The answer is obviously not nothing; but there is also no doubt, as Ayçoberry observes, that the history of Nazi Germany “lost in simplicity what it gained in documentary solidity.” Sociography, in particular, has enabled us to view the German class structure on the eve of the so-called seizure of power far more accurately and realistically than before. “Twenty years of searching through archives” have not been wasted, but they also have their limitations. As soon, Ayçoberry says, as historians of the classes approach “the borders of their field,” we become aware of “what can only be called their impotence.” “Plodding empiricists,” they have left us with a graveyard of theories, but they have not eliminated the “obscurities and contradictions”; in fact, in many ways they have added to them. They seem to be involved in a never-ending quest; but already, Ayçoberry says, the task of inserting their results into a general picture has become “all but insurmountable.”

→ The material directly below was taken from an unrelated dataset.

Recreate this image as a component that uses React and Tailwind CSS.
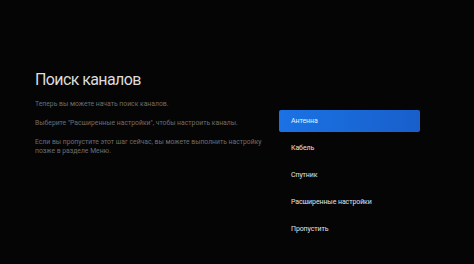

This is a disconcerting statement, all the more disconcerting because at this point Ayçoberry abandons us “on a stage” (as he puts it) “without sets,” deliberately declining to draw “arbitrary conclusions.” That is why his book leaves me, in the end, with a sense of frustration, occasionally even of exasperation. Iconoclasm is useful, no doubt; it helps to clear the ground. But it is not enough. And yet, I think, two conclusions at least are possible. The first concerns the nature and limits of historical knowledge, the question whether we can ever know even the relatively recent Nazi past “as it really was.” The second is whether our preoccupation with Nazism, the apparently ceaseless battle to get the measure of it, may not be misconceived, whether we are not perhaps according it a significance far higher than it deserves.

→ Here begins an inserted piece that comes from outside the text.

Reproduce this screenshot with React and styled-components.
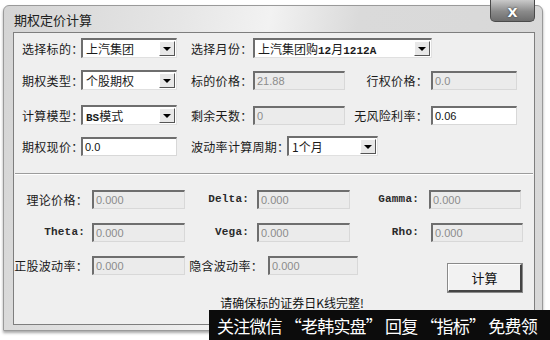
import styled, { createGlobalStyle } from "styled-components";

const Global = createGlobalStyle`
  html, body {
    margin: 0;
    padding: 0;
    background: #ffffff;
  }
  body {
    width: 550px;
    height: 340px;
    overflow: hidden;
    font-family: "Noto Sans CJK SC", "Noto Sans", sans-serif;
    color: #1a1a1a;
  }
`;

const Pagina = styled.div`
  position: relative;
  width: 550px;
  height: 340px;
  padding: 5px 0 0 3px;
  box-sizing: border-box;
`;

const Ventana = styled.div`
  position: relative;
  width: 540px;
  height: 326px;
  box-sizing: border-box;
  border: 1px solid #9a9a9a;
  border-radius: 6px 6px 0 0;
  background: linear-gradient(100deg, #d4d4d4 0%, #e6e6e6 30%, #f2f2f2 45%, #dadada 60%, #d8d8d8 100%);
  box-shadow: 0 2px 3px rgba(0, 0, 0, 0.35);
  padding: 0 6px 0 9px;
`;

const BarraTitulo = styled.div`
  height: 26px;
  display: flex;
  align-items: center;
  font-size: 13px;
  color: #202020;
  padding-left: 1px;
`;

const BotonCerrar = styled.div`
  position: absolute;
  top: -6px;
  right: 7px;
  width: 45px;
  height: 22px;
  box-sizing: border-box;
  border: 1px solid #4a4a4a;
  border-top: none;
  border-radius: 0 0 5px 5px;
  background: linear-gradient(#c9c9c9, #8a8a8a 55%, #6d6d6d);
  display: flex;
  align-items: center;
  justify-content: center;
  color: #ffffff;
  font-family: "DejaVu Sans", sans-serif;
  font-weight: 700;
  font-size: 13px;
  text-shadow: 0 0 2px #222;
  padding-top: 3px;
`;

const Panel = styled.div`
  width: 522px;
  height: 293px;
  box-sizing: border-box;
  border: 1px solid #7e7e7e;
  background: #efefef;
`;

const Seccion = styled.div`
  padding: ${(p) => p.$pad};
`;

const Fila = styled.div`
  display: flex;
  align-items: ${(p) => p.$align || "center"};
  height: ${(p) => p.$h || 20}px;
  margin-top: ${(p) => p.$mt || 0}px;
`;

const Etiqueta = styled.div`
  width: ${(p) => p.$w}px;
  flex: none;
  font-size: 12px;
  text-align: ${(p) => (p.$right ? "right" : "left")};
  padding-right: ${(p) => p.$pr || 0}px;
  margin-left: ${(p) => p.$ml || 0}px;
  box-sizing: border-box;
  white-space: nowrap;
  letter-spacing: 0.3px;
`;

const EtiquetaLatina = styled(Etiqueta)`
  font-family: "Liberation Mono", monospace;
  font-weight: 700;
  font-size: 11px;
  letter-spacing: 0.2px;
  color: #2a2a2a;
`;

const Caja = styled.div`
  width: ${(p) => p.$w}px;
  height: 19px;
  flex: none;
  box-sizing: border-box;
  margin-left: ${(p) => p.$ml || 0}px;
  border-top: 2px solid #6e6e6e;
  border-left: 2px solid #6e6e6e;
  border-right: 1px solid #d8d8d8;
  border-bottom: 1px solid #d8d8d8;
  background: ${(p) => (p.$off ? "#ebebeb" : "#ffffff")};
  color: ${(p) => (p.$off ? "#8c8c8c" : "#111111")};
  font-family: "Liberation Sans", "Noto Sans CJK SC", sans-serif;
  font-size: 11px;
  line-height: 16px;
  padding-left: 2px;
  white-space: nowrap;
  overflow: hidden;
`;

const Selector = styled.div`
  width: ${(p) => p.$w}px;
  height: 20px;
  flex: none;
  box-sizing: border-box;
  border-top: 2px solid #6e6e6e;
  border-left: 2px solid #6e6e6e;
  border-right: 1px solid #e0e0e0;
  border-bottom: 1px solid #e0e0e0;
  background: #ffffff;
  display: flex;
  align-items: center;
  justify-content: space-between;
  padding-left: 3px;
  padding-right: 1px;
  font-size: 12px;
  white-space: nowrap;
`;

const Flecha = styled.div`
  width: 16px;
  height: 15px;
  box-sizing: border-box;
  background: #e8e8e8;
  border-top: 1px solid #ffffff;
  border-left: 1px solid #ffffff;
  border-right: 1px solid #555;
  border-bottom: 1px solid #555;
  display: flex;
  align-items: center;
  justify-content: center;
  &::after {
    content: "";
    border-left: 4px solid transparent;
    border-right: 4px solid transparent;
    border-top: 4px solid #000;
  }
`;

const Mezcla = styled.span`
  font-family: "Liberation Mono", "Noto Sans CJK SC", monospace;
  font-size: 11px;
  font-weight: 700;
`;

const Separador = styled.div`
  margin: 17px 1px 0;
  height: 0;
  border-top: 1px solid #9c9c9c;
  border-bottom: 1px solid #ffffff;
`;

const Hueco = styled.div`
  flex: 1;
`;

const BotonCalcular = styled.button`
  width: 74px;
  height: 28px;
  margin-top: 8px;
  margin-right: 12px;
  box-sizing: border-box;
  background: #f2f2f2;
  border-top: 1px solid #ffffff;
  border-left: 1px solid #ffffff;
  border-right: 2px solid #444;
  border-bottom: 2px solid #444;
  outline: 1px solid #8a8a8a;
  font-family: "Noto Sans CJK SC", sans-serif;
  font-size: 13px;
  color: #111;
  padding: 0;
`;

const Aviso = styled.div`
  margin-top: 2px;
  padding-left: 36px;
  text-align: center;
  font-size: 12px;
  color: #111;
`;

const Franja = styled.div`
  position: absolute;
  left: 209px;
  top: 310px;
  width: 341px;
  height: 30px;
  background: #0c0c0c;
  color: #ffffff;
  font-size: 17px;
  display: flex;
  align-items: center;
  padding-left: 8px;
  box-sizing: border-box;
  white-space: nowrap;
  overflow: hidden;
  letter-spacing: -0.8px;
`;

const Seleccion = ({ w, children }) => (
  <Selector $w={w}>
    <span>{children}</span>
    <Flecha />
  </Selector>
);

const App = () => {
  return (
    <Pagina>
      <Global />
      <Ventana>
        <BarraTitulo>期权定价计算</BarraTitulo>
        <BotonCerrar>X</BotonCerrar>
        <Panel>
          <Seccion $pad="5px 0 0 8px">
            <Fila>
              <Etiqueta $w={59}>选择标的：</Etiqueta>
              <Seleccion w={96}>上汽集团</Seleccion>
              <Etiqueta $w={62} $ml={14}>选择月份：</Etiqueta>
              <Seleccion w={179}>
                上汽集团购<Mezcla>12</Mezcla>月<Mezcla>1212A</Mezcla>
              </Seleccion>
            </Fila>
            <Fila $mt={12}>
              <Etiqueta $w={59}>期权类型：</Etiqueta>
              <Seleccion w={96}>个股期权</Seleccion>
              <Etiqueta $w={62} $ml={14}>标的价格：</Etiqueta>
              <Caja $w={92} $off>21.88</Caja>
              <Etiqueta $w={86} $right $pr={3}>行权价格：</Etiqueta>
              <Caja $w={86} $off>0.0</Caja>
            </Fila>
            <Fila $mt={15}>
              <Etiqueta $w={59}>计算模型：</Etiqueta>
              <Seleccion w={96}>
                <Mezcla>BS</Mezcla>模式
              </Seleccion>
              <Etiqueta $w={62} $ml={14}>剩余天数：</Etiqueta>
              <Caja $w={92} $off>0</Caja>
              <Etiqueta $w={86} $right $pr={3}>无风险利率：</Etiqueta>
              <Caja $w={86}>0.06</Caja>
            </Fila>
            <Fila $mt={11}>
              <Etiqueta $w={59}>期权现价：</Etiqueta>
              <Caja $w={96}>0.0</Caja>
              <Etiqueta $w={96} $ml={14}>波动率计算周期：</Etiqueta>
              <Seleccion w={91}>1个月</Seleccion>
            </Fila>
          </Seccion>
          <Separador />
          <Seccion $pad="14px 0 0 0">
            <Fila>
              <Etiqueta $w={74} $right>理论价格：</Etiqueta>
              <Caja $w={93} $off $ml={4}>0.000</Caja>
              <EtiquetaLatina $w={72} $right $pr={8}>Delta:</EtiquetaLatina>
              <Caja $w={93} $off>0.000</Caja>
              <EtiquetaLatina $w={79} $right $pr={10}>Gamma:</EtiquetaLatina>
              <Caja $w={92} $off>0.000</Caja>
            </Fila>
            <Fila $mt={13}>
              <EtiquetaLatina $w={74} $right $pr={3}>Theta:</EtiquetaLatina>
              <Caja $w={93} $off $ml={4}>0.000</Caja>
              <EtiquetaLatina $w={72} $right $pr={8}>Vega:</EtiquetaLatina>
              <Caja $w={93} $off>0.000</Caja>
              <EtiquetaLatina $w={81} $right $pr={12}>Rho:</EtiquetaLatina>
              <Caja $w={92} $off>0.000</Caja>
            </Fila>
            <Fila $mt={14} $h={36} $align="flex-start">
              <Etiqueta $w={74} $right style={{ marginTop: 1 }}>正股波动率：</Etiqueta>
              <Caja $w={93} $off $ml={4}>0.000</Caja>
              <Etiqueta $w={83} $right $pr={5} style={{ marginTop: 1 }}>隐含波动率：</Etiqueta>
              <Caja $w={90} $off>0.000</Caja>
              <Hueco />
              <BotonCalcular>计算</BotonCalcular>
            </Fila>
            <Aviso>请确保标的证券日K线完整!</Aviso>
          </Seccion>
        </Panel>
      </Ventana>
      <Franja>关注微信 “老韩实盘” 回复 “指标” 免费领</Franja>
    </Pagina>
  );
};

export default App;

The first question is abstruse and theoretical, and I will not pursue it here. Certainly the images of Nazism Ayçoberry analyzes tell us more about their creators, their fears and hopes and preoccupations, than about the Nazi reality. But if—and this, as I understand it, is the drift of Ayçoberry’s essay—that reality is beyond our grasp in its totality, if at best the historian can only lift a few corners of the veil, what then? It is now half a century since the so-called “seizure of power,” thirty-six years since Hitler did away with himself in his Berlin bunker. His ephemeral Thousand Year Reich has disappeared, not entirely without trace, but without any immediately apparent relevance for a world beset by problems and dangers of a very different dimension. Is it not time to ask whether it is really worth all the attention sociologists, political scientists, historians, and psychiatrists have given it?

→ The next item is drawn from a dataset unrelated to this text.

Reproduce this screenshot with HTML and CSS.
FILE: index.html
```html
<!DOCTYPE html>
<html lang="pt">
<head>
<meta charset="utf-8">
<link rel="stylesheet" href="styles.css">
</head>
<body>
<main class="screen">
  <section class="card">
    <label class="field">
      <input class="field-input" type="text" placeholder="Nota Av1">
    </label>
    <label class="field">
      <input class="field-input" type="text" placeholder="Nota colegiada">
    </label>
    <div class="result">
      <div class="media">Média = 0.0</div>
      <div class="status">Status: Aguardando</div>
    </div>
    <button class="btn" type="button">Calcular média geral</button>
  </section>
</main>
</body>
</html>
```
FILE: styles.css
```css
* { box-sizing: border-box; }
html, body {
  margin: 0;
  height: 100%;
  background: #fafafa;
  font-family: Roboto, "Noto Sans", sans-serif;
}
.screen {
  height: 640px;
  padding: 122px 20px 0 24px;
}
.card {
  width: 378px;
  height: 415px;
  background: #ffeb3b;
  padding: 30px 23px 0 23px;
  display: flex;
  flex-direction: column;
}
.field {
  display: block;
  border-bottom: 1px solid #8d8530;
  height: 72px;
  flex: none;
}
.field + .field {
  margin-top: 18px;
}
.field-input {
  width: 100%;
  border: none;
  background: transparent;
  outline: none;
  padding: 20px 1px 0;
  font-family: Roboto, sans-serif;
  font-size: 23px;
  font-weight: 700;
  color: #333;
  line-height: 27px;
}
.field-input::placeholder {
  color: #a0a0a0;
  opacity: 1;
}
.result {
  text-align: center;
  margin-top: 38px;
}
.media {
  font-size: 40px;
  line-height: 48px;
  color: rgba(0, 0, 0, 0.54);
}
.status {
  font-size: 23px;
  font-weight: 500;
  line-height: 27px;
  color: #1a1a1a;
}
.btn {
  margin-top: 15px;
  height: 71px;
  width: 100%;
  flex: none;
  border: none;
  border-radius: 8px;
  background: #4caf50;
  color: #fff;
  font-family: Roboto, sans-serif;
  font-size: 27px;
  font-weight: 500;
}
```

I ask the question tentatively and with the knowledge that in all probability it will provoke an angry reply. Are we to forget the horrors of Nazism, the brutalities, the pogroms, the genocide? The answer, obviously, is no. But it is also true, as Ayçoberry emphasizes, that if you see the post-1933 regime in Germany “only in terms of totalitarianism, manipulation and terror,” you will simply “sidestep” the awkward and significant questions, among which he specifically singles out its popularity. In any case, the reasons we are asked to contemplate the Nazi experience (vulgar sensationalism apart) almost invariably lie deeper than this. “Professors of every discipline,” a circular of the West German boards of education declared, “have an obligation to instruct students in the characteristics…of bolshevism and national socialism” because they are “the two most important totalitarian systems of the twentieth century.” Ayçoberry’s comment on this declaration is sardonic. Nevertheless it helps explain why we continue to busy ourselves with a system that is as dead as, and has probably left fewer traces than, Napoleon I’s empire. The history of Nazi Germany, we are told, is peculiarly relevant, not simply on account of its horrors, but because it was a prefiguration of a fate which may overtake us all. Or, in a much-cited phrase from Albert Speer’s memoirs, because Hitler’s dictatorship was “the first dictatorship of an industrial state in the age of modern technology”—the word “first” implying that it would not be the last.
This would be a compelling argument if it were true. One of Ayçoberry’s main positive contributions—and here I am in full agreement—is that it is not true. Leave aside the fact that it provided, and was meant to provide, an alibi for the German people. More significant is Ayçoberry’s demonstration that Nazism was an outcome of peculiarly German “abnormalities,” “the result of a specific combination of circumstances,” or (in Karl Dietrich Bracher’s words) “completely attuned to the German situation” and to no other. But what, in that case, is its special bearing for us today? What, if it reflected a unique and unrepeatable phase of history, have we to learn from it? Whatever the future may hold in store, it will not be a repetition of the Nazi experience. That is dead and buried, part of a past which cannot be recalled.
I am not suggesting for one moment that the Nazi question should be consigned to the garbage heap of dead causes and exploded ideologies. What I am suggesting is that it should be demythologized, detached from its supposed transcendental significance, and handed over, like other past enormities—the Norman devastation of England, for example, or the Spanish spoliation of Mexico—to the historians’ painstaking analysis and cautious appraisal. I am also suggesting that there are more important questions today, that even historians can find more profitable fields to plough and furrow, that the attempt to extract the last ounce of “meaning” from the history of Nazism is more likely to end in frustration than in illumination. That—whether he intended it or not—is the lesson I should draw from Ayçoberry’s book. It is brilliant sometimes, occasionally perverse and exasperating, and tantalizingly inconclusive; but if it helps to dispel a lot of current illusions, it will have performed a useful service. Still, it is, or should be, the end of a chapter: an epilogue and not a preface, the closing and not a re-opening of “The Nazi Question.”